Prof. Hulchanski is adamantly opposed to poor doors. “When St Lawrence and False Creek were built in the late ’70s, they wanted a social mix,” he recalls. “But what was the social mix? There is no right or wrong social mix. My only definition is that having no mix is not good. In the long run, it’s not good for society. We’re always going to have rich and poor, but we should not be walled off and separate from each other. Kids growing up knowing only their own kind isn’t healthy.”

(Research suggests Prof. Hulchanski is right. According to a University of British Columbia study in 2009 of 38,000 young children in 400 neighbourhoods across B.C., those in relatively evenly mixed communities scored best on a test indicating readiness for school.)


The revitalization of the Regent Park area includes new public housing, storefronts and retail space that prioritizes social enterprises. (FRED LUM/ THE GLOBE AND MAIL)

New projects in Toronto — such as the revitalized Regent Park, Canada’s first public housing project, originally built under a federal government program in 1949; the West Donlands; and future re-developments like Lawrence Heights — are aspiring to the St. Lawrence ideal, incorporating a mix of market-priced housing with subsidized and non-profit housing. Regent Park will offer 2,200 public housing units paid for by approximately 5,000 market-priced units. They will be in separate buildings, but the important thing, Prof. Hulchanski notes, is that “from the outside, you won’t know which is which.”
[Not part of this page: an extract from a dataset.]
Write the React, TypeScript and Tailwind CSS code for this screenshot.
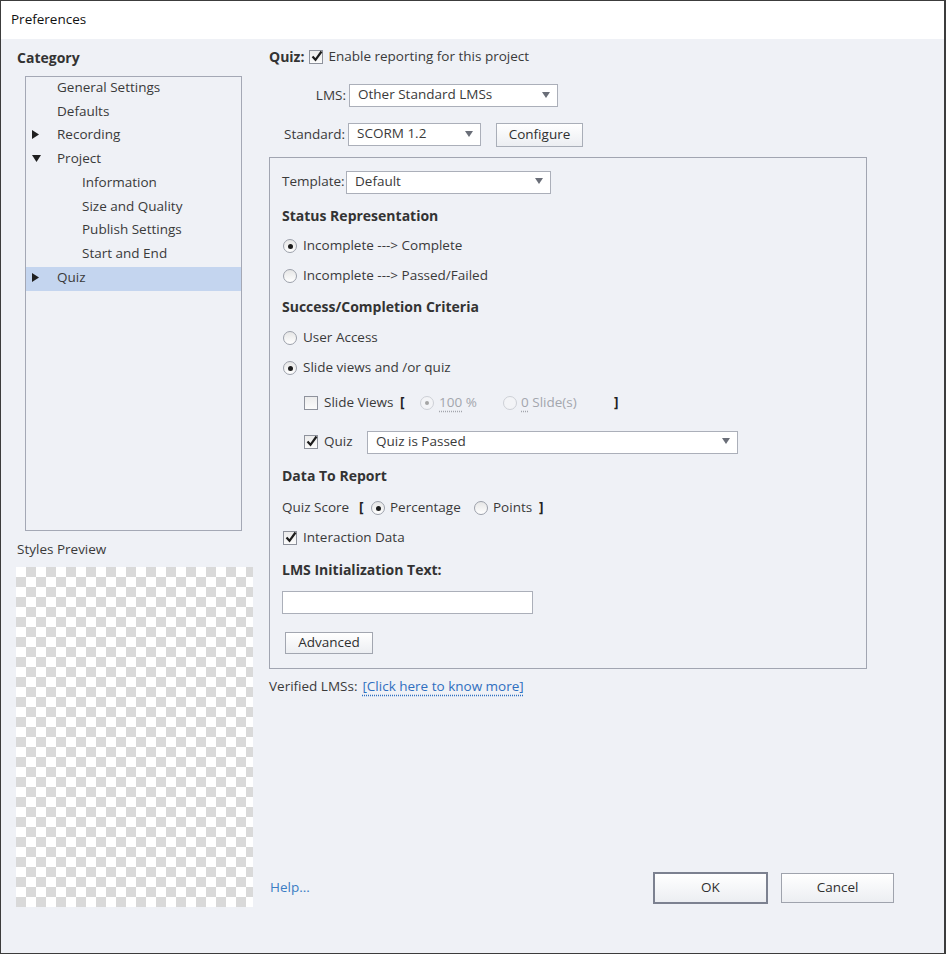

Design is an important element in this type of project, he adds. Old-style public housing tended to be a cluster of tall towers built on a patch of ill-tended grass that’s unpatrolled and “indefensible,” inasmuch as no one owned or felt responsible for it. Closed off from the public roadways, these “wasted open spaces,” he says, were magnets for criminal activity.

“It’s now recognized that the safest and best thing is to have houses and buildings on a sidewalk, near a street,” he says. “St. Lawrence was the first neighbourhood not to have any wasted open space. The open space is either a public park [which police can patrol], or little front- and backyards.”


Ronny Yaron has been a beneficiary of the mixed-use housing in her neighbourhood. (THOMAS BOLLMANN FOR THE GLOBE AND MAIL)

And, as St. Lawrence longtime resident Ronny Yaron notes, the local police report that her community is one of Toronto’s lowest-crime neighbourhoods. “You can go out at night and not worry.”

There are other variations on the theme of mixed-use housing. As Canada’s big cities grow vertically, the concept is increasingly applied to high rises, reports ERA’s Graeme Stewart, who is involved in the Tower Neighbourhood Renewal program sponsored by United Way.

“We’re starting to see much more interesting approaches to mixed-use,” says Stewart, referring to the shift from the traditional hodgepodge of retail stores at ground level. “[For example, a] north Toronto school has condos above [it], and universities like OCAD are locating in the base of downtown condominiums. And some developers are starting to curate their retail to the community. You need to have a thoughtfulness, an intentionality. It’s about time and efficiency and quality of life.” 

The mixed-use approach, à la the European model, is an inevitability, Stewart predicts. “The social mix does work,” he says emphatically. “That’s not in issue. It’s more an issue of how we find it, how we make it happen. Because it has to happen.”